Pour elle, comme pour de nombreuses autres personnes torturées par leur image et les mauvais coups de la nature, le bonheur se trouve au bout du scalpel. Il y a seulement quelques années, les Algériens n’avaient pas la possibilité de modifier leur corps avec autant de facilité. Et si elles peuvent le faire aujourd’hui, c’est aussi parce que ces opérations sont possibles à des prix indétrônables. Même s’il est plus indiqué, en médecine, de parler «d’honoraires» sur lesquels d’ailleurs les médecins n’aiment pas trop s’étaler. Il a été possible d’obtenir les fourchettes.

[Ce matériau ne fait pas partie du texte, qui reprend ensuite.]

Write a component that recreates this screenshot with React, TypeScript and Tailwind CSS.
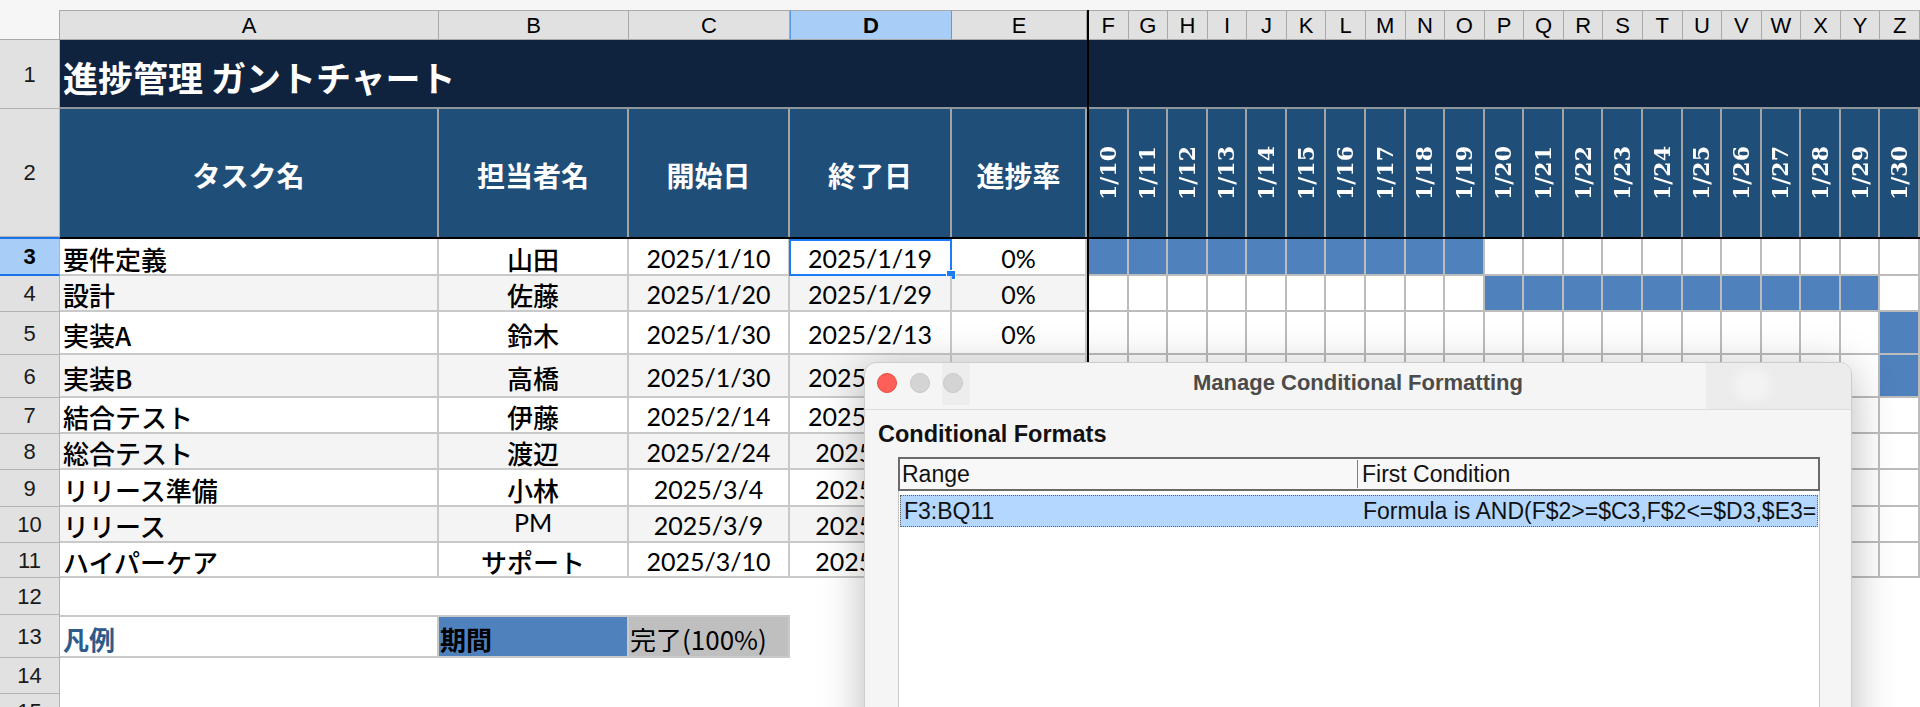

Se débarrasser de ses bourrelets de graisse en trop (liposuccion) coûte entre 50 000 et 110 000 DA. Retoucher son nez, entre 45 000 et 70 000 DA.

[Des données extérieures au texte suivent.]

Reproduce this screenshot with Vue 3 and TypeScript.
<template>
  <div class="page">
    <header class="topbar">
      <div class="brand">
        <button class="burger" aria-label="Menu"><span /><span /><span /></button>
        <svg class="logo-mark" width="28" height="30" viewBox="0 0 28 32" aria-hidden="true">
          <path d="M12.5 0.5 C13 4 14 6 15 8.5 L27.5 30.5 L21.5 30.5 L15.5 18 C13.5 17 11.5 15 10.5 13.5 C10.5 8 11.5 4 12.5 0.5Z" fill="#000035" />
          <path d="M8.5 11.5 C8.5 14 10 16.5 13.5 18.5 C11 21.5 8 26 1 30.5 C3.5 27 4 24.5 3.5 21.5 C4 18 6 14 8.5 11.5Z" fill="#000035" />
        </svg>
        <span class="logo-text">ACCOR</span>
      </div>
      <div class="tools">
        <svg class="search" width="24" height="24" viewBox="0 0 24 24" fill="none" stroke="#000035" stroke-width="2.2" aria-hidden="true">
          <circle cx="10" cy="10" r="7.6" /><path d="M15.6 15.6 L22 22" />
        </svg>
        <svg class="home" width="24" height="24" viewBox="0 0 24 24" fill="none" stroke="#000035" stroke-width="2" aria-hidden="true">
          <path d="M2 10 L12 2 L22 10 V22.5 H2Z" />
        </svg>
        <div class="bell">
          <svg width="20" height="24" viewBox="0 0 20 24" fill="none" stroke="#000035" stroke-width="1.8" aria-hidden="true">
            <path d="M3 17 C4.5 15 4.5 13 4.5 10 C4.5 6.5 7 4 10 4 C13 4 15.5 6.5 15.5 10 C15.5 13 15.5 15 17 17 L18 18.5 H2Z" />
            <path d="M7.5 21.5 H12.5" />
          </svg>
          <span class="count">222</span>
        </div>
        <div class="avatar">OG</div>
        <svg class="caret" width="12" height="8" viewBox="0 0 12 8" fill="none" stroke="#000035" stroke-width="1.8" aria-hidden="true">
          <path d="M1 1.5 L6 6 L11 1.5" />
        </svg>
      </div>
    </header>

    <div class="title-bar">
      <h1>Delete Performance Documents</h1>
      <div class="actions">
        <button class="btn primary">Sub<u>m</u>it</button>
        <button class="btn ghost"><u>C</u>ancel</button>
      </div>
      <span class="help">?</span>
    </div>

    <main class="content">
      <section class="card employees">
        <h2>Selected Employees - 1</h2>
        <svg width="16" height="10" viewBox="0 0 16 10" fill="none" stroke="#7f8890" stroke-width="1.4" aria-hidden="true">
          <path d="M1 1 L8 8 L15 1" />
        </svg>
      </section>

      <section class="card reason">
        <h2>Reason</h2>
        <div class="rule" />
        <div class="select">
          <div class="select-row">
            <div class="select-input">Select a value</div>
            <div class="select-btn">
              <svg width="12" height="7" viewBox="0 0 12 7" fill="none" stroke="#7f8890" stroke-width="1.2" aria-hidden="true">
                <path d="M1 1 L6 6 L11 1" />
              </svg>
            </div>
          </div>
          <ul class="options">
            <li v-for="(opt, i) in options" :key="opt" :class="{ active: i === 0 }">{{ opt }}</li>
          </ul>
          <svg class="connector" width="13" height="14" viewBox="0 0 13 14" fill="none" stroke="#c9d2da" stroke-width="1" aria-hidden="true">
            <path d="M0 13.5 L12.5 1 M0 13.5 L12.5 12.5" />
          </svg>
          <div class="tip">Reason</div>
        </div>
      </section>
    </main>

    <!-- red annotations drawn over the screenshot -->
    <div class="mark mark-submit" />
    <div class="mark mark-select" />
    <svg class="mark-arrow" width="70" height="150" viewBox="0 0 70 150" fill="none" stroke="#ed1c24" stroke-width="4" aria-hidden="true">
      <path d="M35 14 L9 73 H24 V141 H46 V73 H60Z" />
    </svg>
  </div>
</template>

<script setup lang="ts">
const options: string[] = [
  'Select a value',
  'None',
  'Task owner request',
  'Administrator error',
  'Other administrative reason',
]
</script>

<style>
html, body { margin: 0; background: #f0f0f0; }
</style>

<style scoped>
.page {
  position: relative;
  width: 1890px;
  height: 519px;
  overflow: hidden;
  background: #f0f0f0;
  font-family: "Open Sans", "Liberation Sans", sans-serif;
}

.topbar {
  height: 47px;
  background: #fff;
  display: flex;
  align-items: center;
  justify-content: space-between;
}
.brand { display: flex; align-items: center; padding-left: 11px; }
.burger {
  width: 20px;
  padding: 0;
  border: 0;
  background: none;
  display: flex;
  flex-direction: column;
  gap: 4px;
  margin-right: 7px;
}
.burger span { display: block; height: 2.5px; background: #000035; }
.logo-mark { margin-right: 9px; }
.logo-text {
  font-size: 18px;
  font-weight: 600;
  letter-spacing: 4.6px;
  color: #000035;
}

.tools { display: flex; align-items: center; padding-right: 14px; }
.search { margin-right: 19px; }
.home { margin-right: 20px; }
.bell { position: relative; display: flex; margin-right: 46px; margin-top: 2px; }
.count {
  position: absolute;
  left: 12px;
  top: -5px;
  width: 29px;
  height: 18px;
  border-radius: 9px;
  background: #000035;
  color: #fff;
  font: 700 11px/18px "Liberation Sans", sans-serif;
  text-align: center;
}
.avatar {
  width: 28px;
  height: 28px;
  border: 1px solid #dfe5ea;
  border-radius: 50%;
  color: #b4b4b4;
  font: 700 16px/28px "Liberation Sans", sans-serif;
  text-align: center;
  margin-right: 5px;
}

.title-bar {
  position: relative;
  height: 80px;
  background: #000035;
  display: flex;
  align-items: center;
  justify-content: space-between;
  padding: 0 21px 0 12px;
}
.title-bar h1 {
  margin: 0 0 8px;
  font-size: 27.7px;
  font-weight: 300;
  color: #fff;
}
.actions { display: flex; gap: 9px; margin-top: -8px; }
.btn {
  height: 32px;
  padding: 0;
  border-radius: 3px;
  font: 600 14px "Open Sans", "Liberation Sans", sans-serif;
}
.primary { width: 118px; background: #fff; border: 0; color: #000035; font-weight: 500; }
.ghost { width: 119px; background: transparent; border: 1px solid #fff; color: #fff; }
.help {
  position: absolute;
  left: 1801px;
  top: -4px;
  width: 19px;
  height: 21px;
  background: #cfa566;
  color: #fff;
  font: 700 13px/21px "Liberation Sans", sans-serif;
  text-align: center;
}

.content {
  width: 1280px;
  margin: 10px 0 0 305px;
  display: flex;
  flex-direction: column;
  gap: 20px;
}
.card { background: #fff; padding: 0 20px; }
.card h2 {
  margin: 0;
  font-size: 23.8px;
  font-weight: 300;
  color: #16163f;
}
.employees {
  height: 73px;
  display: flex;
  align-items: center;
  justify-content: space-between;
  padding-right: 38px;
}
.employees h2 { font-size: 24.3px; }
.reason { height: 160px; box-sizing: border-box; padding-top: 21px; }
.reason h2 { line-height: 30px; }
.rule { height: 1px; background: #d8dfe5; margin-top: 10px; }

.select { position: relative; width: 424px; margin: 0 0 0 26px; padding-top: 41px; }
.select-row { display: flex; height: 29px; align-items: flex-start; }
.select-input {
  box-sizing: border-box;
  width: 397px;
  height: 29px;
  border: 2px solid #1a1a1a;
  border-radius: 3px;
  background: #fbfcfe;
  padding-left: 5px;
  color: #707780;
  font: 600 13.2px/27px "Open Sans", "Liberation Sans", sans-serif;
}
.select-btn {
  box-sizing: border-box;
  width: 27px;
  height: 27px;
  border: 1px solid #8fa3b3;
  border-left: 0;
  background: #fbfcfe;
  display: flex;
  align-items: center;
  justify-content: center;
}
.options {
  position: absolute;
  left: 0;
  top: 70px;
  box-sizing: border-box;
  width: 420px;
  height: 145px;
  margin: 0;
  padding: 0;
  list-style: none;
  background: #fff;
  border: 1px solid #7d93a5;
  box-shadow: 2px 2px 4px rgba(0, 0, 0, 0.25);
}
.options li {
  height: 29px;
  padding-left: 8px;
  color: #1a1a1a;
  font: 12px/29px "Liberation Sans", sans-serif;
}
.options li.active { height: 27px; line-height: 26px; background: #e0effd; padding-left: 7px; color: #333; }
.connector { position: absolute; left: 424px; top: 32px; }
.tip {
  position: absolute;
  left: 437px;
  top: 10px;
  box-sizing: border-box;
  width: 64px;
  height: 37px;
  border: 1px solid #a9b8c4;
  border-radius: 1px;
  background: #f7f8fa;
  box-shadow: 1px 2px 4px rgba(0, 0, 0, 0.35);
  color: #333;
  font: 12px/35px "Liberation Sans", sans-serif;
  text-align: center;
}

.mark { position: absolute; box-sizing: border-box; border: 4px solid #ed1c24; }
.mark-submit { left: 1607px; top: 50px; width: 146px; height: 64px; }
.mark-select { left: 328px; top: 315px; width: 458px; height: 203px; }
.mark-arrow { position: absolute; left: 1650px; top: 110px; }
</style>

Les interventions mammaires, d’ajout ou de réduction, se payent entre 50 000 et 200 000 DA. Les liftings, à partir de 100 000 DA… mais l’accessibilité n’exclut pas l’hésitation. 11h. Dans l’ascenseurs du centre commercial d’El Qods, Nassima qui a flâné de boutique en boutique pendant une heure, le regard dans le vague témoigne : «Il faut que j’y réfléchisse, que j’en parle à ma famille. Tout est flou dans ma tête, le médecin m’inspire confiance, mais j’ignore si j’aurais le courage…»
Les hommes plus attirés par la médecine esthétique
Si les femmes représentent près de 70% des consultations en vue de subir une chirurgie esthétique, les hommes se font de plus en plus nombreux. Mais il faut croire qu’ils se retournent plus facilement vers la médecine esthétique et ses méthodes plus douces. Le docteur Mohamed Oughanem, président de la Société algérienne de médecine esthétique, organisatrice du 9e Congrès de médecine et de chirurgie esthétique, qui s’est ouvert hier matin à l’hôtel Sofitel souligne qu’ils sont «de plus en plus nombreux à recourir au peeling, à l’épilation laser de certaines parties du corps, et aux injections de toxine botulique même si la discipline de médecine esthétique souffre de manque de produits. La toxine botulique importée d’Irlande à des fins thérapeutiques n’est exploitée dans la discipline que par défaut».